First, let me say Amen. The insight you give is exactly what the writer of Hebrew’s gave; showing you followed your own advice to find God’s vision in His Word. Second, as implied, the answer to this vision problem is this same Word. If God’s people, the Church, would spend more time in His Word, I advocate reading the New Testament on a continual basis, such visions would be seen for what they are, an attempt to elevate self and thereby diminishing Jesus!
Bless you for the willingness to address this prevalent but false gospel.
Thanks Lisa, yes those “God told me so” leaders should definitely be walled off somewhere isolated.
Reblogged this on Truth2Freedom's Blog.
I would like to share this article but people see Joel Olsteen in the photo and immediately discount it.
That’s actually Steven Furtick. I intentionally avoided one of Osteen for that reason and made sure you could only see the back. I wouldn’t let the image deter you from posting. It’s the content that matters.
I posted it to my Facebook but people see the photo and think it’s Osteen and don’t even read it.
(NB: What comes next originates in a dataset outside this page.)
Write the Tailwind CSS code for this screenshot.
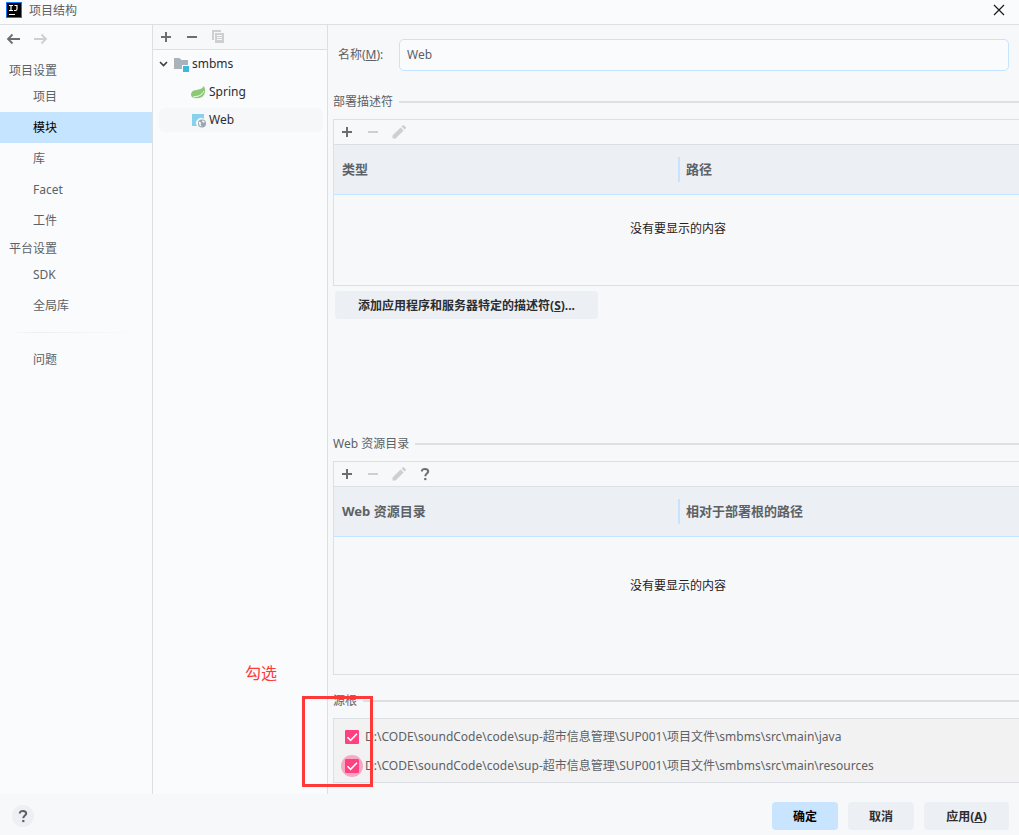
<!DOCTYPE html>
<html lang="zh-CN">
<head>
<meta charset="utf-8">
<title>项目结构</title>
<script src="https://cdn.jsdelivr.net/npm/@tailwindcss/browser@4"></script>
</head>
<body class="flex h-screen flex-col overflow-hidden bg-[#f7f8fa] font-['Noto_Sans','Noto_Sans_CJK_SC',sans-serif] text-xs text-[#5c6166]">

<svg class="hidden" aria-hidden="true">
  <symbol id="plus" viewBox="0 0 16 16"><path d="M7 3h2v4h4v2H9v4H7V9H3V7h4z" fill="currentColor"/></symbol>
  <symbol id="minus" viewBox="0 0 16 16"><path d="M3 7h10v2H3z" fill="currentColor"/></symbol>
  <symbol id="pencil" viewBox="0 0 16 16"><path d="M1.500 11.400 9.600 3.500l3 3-8 8H1.500zM10.500 2.600l1.200-1.200a1 1 0 0 1 1.400 0l1.600 1.600a1 1 0 0 1 0 1.400l-1.200 1.200z" fill="currentColor"/></symbol>
  <symbol id="help" viewBox="0 0 16 16"><path d="M4.800 5.500C4.800 3.700 6.100 2.900 8 2.900s3.200 1 3.200 2.600c0 2-2.900 2.300-2.900 4.700" fill="none" stroke="currentColor" stroke-width="2"/><path d="M7.200 12h2.200v2.100H7.200z" fill="currentColor"/></symbol>
  <symbol id="tick" viewBox="0 0 14 14"><path d="M2.500 7.300 5.600 10.300 12 3.800" fill="none" stroke="#fff" stroke-width="1.600"/></symbol>
</svg>

<header class="flex h-[25px] shrink-0 items-center border-b border-[#dcdfe3] bg-[#fafbfd] pb-1 pl-1.5 pr-3.5">
  <svg class="size-4" viewBox="0 0 16 16"><path d="M0 0h16v16H0z" fill="#087cfa"/><path d="M1 1h14v14H1z"/><path d="M3 12h6v1H3z" fill="#fff"/><path d="M3 3.500h4M5 3.500v5M3 8.500h4M8.500 3.500h2.500v3.500Q11 8.500 9.500 8.500H8" fill="none" stroke="#fff" stroke-width="1.200"/></svg>
  <h1 class="ml-[7px] flex-1 pt-0.5">项目结构</h1>
  <button aria-label="关闭" class="text-[#1a1a1a]"><svg class="size-3" viewBox="0 0 12 12"><path d="m1 1 10 10M11 1 1 11" stroke="currentColor" stroke-width="1.200"/></svg></button>
</header>

<div class="flex min-h-0 flex-1">
  <nav class="w-[153px] shrink-0 border-r border-[#dcdfe3] bg-[#fafbfd]">
    <div class="flex h-[33px] gap-3 pl-[5px] pt-1.5">
      <button aria-label="后退" class="size-4 text-[#6e6e6e]"><svg class="size-4" viewBox="0 0 16 16"><path d="M15 8H3M7.500 3.500 3 8l4.500 4.500" fill="none" stroke="currentColor" stroke-width="1.800"/></svg></button>
      <button aria-label="前进" class="size-4 text-[#cfcfcf]"><svg class="size-4" viewBox="0 0 16 16"><path d="M1 8h12M8.500 3.500 13 8l-4.500 4.500" fill="none" stroke="currentColor" stroke-width="1.800"/></svg></button>
    </div>
    <h2 class="flex h-[23px] items-center pl-[9px] pt-0.5">项目设置</h2>
    <a href="#project" class="flex h-[31px] items-center pl-[33px]">项目</a>
    <a href="#modules" aria-current="page" class="flex h-[31px] items-center bg-[#c5e4ff] pl-[33px] text-black">模块</a>
    <a href="#libraries" class="flex h-[31px] items-center pl-[33px]">库</a>
    <a href="#facets" class="flex h-[31px] items-center pl-[33px]">Facet</a>
    <a href="#artifacts" class="flex h-[31px] items-center pl-[33px]">工件</a>
    <h2 class="flex h-[23px] items-center pl-[9px] pt-0.5">平台设置</h2>
    <a href="#sdk" class="flex h-[31px] items-center pl-[33px]">SDK</a>
    <a href="#global" class="flex h-[31px] items-center pl-[33px]">全局库</a>
    <div class="flex h-[23px] items-center px-2.5"><div class="h-px flex-1 bg-linear-to-r from-transparent via-[#eceef1] via-20% to-transparent"></div></div>
    <a href="#problems" class="flex h-[31px] items-center pl-[33px]">问题</a>
  </nav>

  <aside class="w-[175px] shrink-0 border-r border-[#dcdfe3] bg-[#fafbfd] text-[#2b2d30]">
    <div class="flex h-[25px] items-center gap-2.5 border-b border-[#dcdfe3] bg-[#f7f8fa] pl-[5px] text-[#6e6e6e]">
      <button aria-label="添加"><svg class="size-4"><use href="#plus"/></svg></button>
      <button aria-label="移除"><svg class="size-4"><use href="#minus"/></svg></button>
      <button aria-label="复制" class="text-[#cfcfcf]"><svg class="size-4" viewBox="0 0 16 16"><path d="M2 1h9v2H4v8H2zM5 4h9v10H5z" fill="currentColor"/><path d="M7 6.500h5M7 8.500h5M7 10.500h5" stroke="#f7f8fa"/></svg></button>
    </div>
    <ul>
      <li class="flex h-7 items-center pl-1.5">
        <svg class="size-[10px]" viewBox="0 0 10 10"><path d="M1 3l3.500 3.500L8 3" fill="none" stroke="#3c3f41" stroke-width="1.600"/></svg>
        <svg class="ml-1 mr-[3px] size-4" viewBox="0 0 16 16"><path d="M1 2h5.500l2 2H15v5H9v4H1z" fill="#a9b3bb"/><path d="M10 10h6v6h-6z" fill="#40b6e0"/></svg>smbms</li>
      <li class="flex h-7 items-center pl-[37px]">
        <svg class="mr-[3px] size-4" viewBox="0 0 16 16"><path d="M14 2c2 4.200 1.400 9.800-3 11.500-3 1.100-6.500.7-8.700-.2C.2 11.500.8 8 3.800 6.600 7 5.400 11.500 6 14 2z" fill="#8bc975"/><path d="M3.500 12.700c4.700 0 8.500-1.500 10.300-5.500" fill="none" stroke="#fafbfd"/></svg>Spring</li>
      <li class="mr-1 ml-1.5 mt-0.5 flex h-6 items-center rounded-md bg-[#f6f7f9] pl-[31px]">
        <svg class="mr-[3px] size-4" viewBox="0 0 16 16"><path d="M2 2h12v5a5 5 0 0 0-7 7H2z" fill="#87d0ee"/><circle cx="12" cy="11.500" r="4" fill="#9aa7b0"/><path d="m9 9.500 2.500 1.200-1 1.300 1 2.500-1.800-.7L8.800 11zM12.500 8.300l-.4 1.500 1.700 1 1-.8c-.5-1-1.200-1.500-2.300-1.700z" fill="#f6f7f9"/></svg>Web</li>
    </ul>
  </aside>

  <main class="relative flex min-w-0 flex-1 flex-col pl-[5px]">
    <div class="flex items-center pl-[5px] pr-2.5 pt-3.5">
      <label for="name" class="w-[61px]">名称(<u>M</u>):</label>
      <input id="name" value="Web" class="h-8 min-w-0 flex-1 rounded-[5px] border border-[#c5e4ff] bg-[#fafbfd] px-[7px] pb-0.5">
    </div>

    <section class="mt-5 flex min-h-0 flex-1 flex-col">
      <div class="flex h-[22px] items-center gap-1.5"><h2>部署描述符</h2><div class="h-0.5 flex-1 bg-[#dcdfe3]"></div></div>
      <div class="-mr-1 mt-1.5 h-[167px] border border-[#dcdfe3]">
        <div class="flex h-[25px] items-center gap-2.5 border-b border-[#dcdfe3] pl-[5px] text-[#cfcfcf]">
          <button aria-label="添加" class="text-[#6e6e6e]"><svg class="size-4"><use href="#plus"/></svg></button>
          <button aria-label="移除"><svg class="size-4"><use href="#minus"/></svg></button>
          <button aria-label="编辑"><svg class="size-4"><use href="#pencil"/></svg></button>
        </div>
        <table class="w-full table-fixed border-separate border-spacing-0">
          <thead class="bg-[#eceff4] text-left text-[13px]">
            <tr class="h-[50px]">
              <th class="border-b border-[#c5e4ff] p-0 pl-2">类型</th>
              <th class="border-b border-[#c5e4ff] p-0"><div class="flex h-[25px] items-center border-l-2 border-[#c5e4ff] pl-1.5">路径</div></th>
            </tr>
          </thead>
          <tbody><tr><td colspan="2" class="p-0 pt-[26px] text-center text-[#1f2022]">没有要显示的内容</td></tr></tbody>
        </table>
      </div>
      <button class="ml-0.5 mt-[5px] h-7 w-[263px] rounded bg-[#eceff4] pt-0.5 font-bold text-[#2b2d30]">添加应用程序和服务器特定的描述符(<u>S</u>)...</button>
    </section>

    <section>
      <div class="flex h-[22px] items-center gap-1.5"><h2>Web 资源目录</h2><div class="h-0.5 flex-1 bg-[#dcdfe3]"></div></div>
      <div class="-mr-1 mt-1.5 h-[214px] border border-[#dcdfe3]">
        <div class="flex h-[25px] items-center gap-2.5 border-b border-[#dcdfe3] pl-[5px] text-[#cfcfcf]">
          <button aria-label="添加" class="text-[#6e6e6e]"><svg class="size-4"><use href="#plus"/></svg></button>
          <button aria-label="移除"><svg class="size-4"><use href="#minus"/></svg></button>
          <button aria-label="编辑"><svg class="size-4"><use href="#pencil"/></svg></button>
          <button aria-label="帮助" class="text-[#6e6e6e]"><svg class="size-4"><use href="#help"/></svg></button>
        </div>
        <table class="w-full table-fixed border-separate border-spacing-0">
          <thead class="bg-[#eceff4] text-left text-[13px]">
            <tr class="h-[50px]">
              <th class="border-b border-[#c5e4ff] p-0 pl-2">Web 资源目录</th>
              <th class="border-b border-[#c5e4ff] p-0"><div class="flex h-[25px] items-center border-l-2 border-[#c5e4ff] pl-1.5">相对于部署根的路径</div></th>
            </tr>
          </thead>
          <tbody><tr><td colspan="2" class="p-0 pt-[41px] text-center text-[#1f2022]">没有要显示的内容</td></tr></tbody>
        </table>
      </div>
    </section>

    <section class="mb-[11px] mt-[15px]">
      <div class="flex h-[22px] items-center gap-1.5"><h2>源根</h2><div class="h-0.5 flex-1 bg-[#dcdfe3]"></div></div>
      <div class="-mr-1 mt-1.5 flex h-[65px] flex-col justify-center gap-[7px] border border-[#dcdfe3] bg-[#f2f2f2] pt-0.5">
        <label class="flex h-[22px] items-center whitespace-nowrap pl-[7px]">
          <span class="mr-0.5 grid size-[22px] place-items-center rounded-full">
            <input type="checkbox" checked class="col-start-1 row-start-1 size-3.5 appearance-none rounded-[1px] bg-[#ff4081]">
            <svg class="pointer-events-none col-start-1 row-start-1 size-3.5"><use href="#tick"/></svg>
          </span>D:\CODE\soundCode\code\sup-超市信息管理\SUP001\项目文件\smbms\src\main\java</label>
        <label class="flex h-[22px] items-center whitespace-nowrap pl-[7px]">
          <span class="mr-0.5 grid size-[22px] place-items-center rounded-full bg-[#f7a8c4]">
            <input type="checkbox" checked class="col-start-1 row-start-1 size-3.5 appearance-none rounded-[1px] bg-[#ff4081]">
            <svg class="pointer-events-none col-start-1 row-start-1 size-3.5"><use href="#tick"/></svg>
          </span>D:\CODE\soundCode\code\sup-超市信息管理\SUP001\项目文件\smbms\src\main\resources</label>
      </div>
    </section>

    <!-- annotation drawn over the dialog -->
    <div class="pointer-events-none absolute -left-[26px] bottom-[7px] h-[91px] w-[71px] border-3 border-[#ff3838]"></div>
    <p class="pointer-events-none absolute -left-[83px] bottom-[109px] whitespace-nowrap text-base text-[#ff3838]">勾选</p>
  </main>
</div>

<footer class="flex h-[41px] shrink-0 items-center gap-2.5 pb-px pl-3 pr-2.5 pt-1 font-bold text-[#2b2d30]">
  <button aria-label="帮助" class="mr-auto grid size-[22px] place-items-center rounded-full bg-[#eceff4] text-[#5f5f5f]"><svg class="size-4"><use href="#help"/></svg></button>
  <button class="h-7 w-[66px] rounded bg-[#c9e4ff] pt-0.5 text-black">确定</button>
  <button class="h-7 w-[66px] rounded bg-[#eceff4] pt-0.5">取消</button>
  <button class="h-7 w-[85px] rounded bg-[#eceff4] pt-0.5">应用(<u>A</u>)</button>
</footer>
</body>
</html>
“But let’s be clear about what obedience to the gospel really means.” You have confused law and gospel. The law is what we are to obey (but we can’t). The gospel is the historical finished work of Christ which we receive with joy because we can’t obey the law.
Regeneration, being born anew by the work of the Spirit, makes the dead alive. Those who once could not and would not love God but instead hated him and chose only sin become, by grace, those who love him, desire to serve him, and can actually please him.
When confronted with the simultaneous truths of God’s total sovereignty and our complete responsibility, people react. Some bow and worship. Some insist that if they cannot make sense of these truths, cannot reduce them to their understanding, the truths are not, or at least one or the other of them is not.
One sees this pair of responses when considering saving faith. Some insist that because a person actually does the believing, actually exercises faith, it cannot be that God is sovereign. Notwithstanding Jesus having directly addressed the puzzle in, for example, John 6:65, following which many people left following Jesus. Others insist that because the Spirit makes alive the dead per, for example, Eph 2: 1-10 or II Thes 2:13-14, they need not share the gospel, need not send missionaries.
The same pair of responses show up when, because God holds people responsible for hearing and obeying him, some insist that what Jesus did must be supplemented by what we do. Jesus plus something. Notwithstanding the incredibly direct condemnation of that as another gospel in Gal 1:6-8, the insistent proclamation of which brings upon one a twice repeated curse.
The same pair of responses show up when, because salvation depends utterly upon the finished work of Christ, some insist that God does not expect nor provide grace for a changed life. They would have us think that he who begins a good work in us cannot and does not bring it to completion, but leaves us unable and unwilling to put on Eph 6 armor and fight sin, leaving Christians as completely miserable because they who once had bad hearts and hence a bad master but now have new hearts and a new master whom they would please simply cannot please him in any way ever. Notwithstanding the rebuke of James calling this paradigm dead faith, and John in Rev 2-3 seven times rebuking those who will not overcome.
While I agree completely with your essay here, I’m not quite sure how this is a response to the article.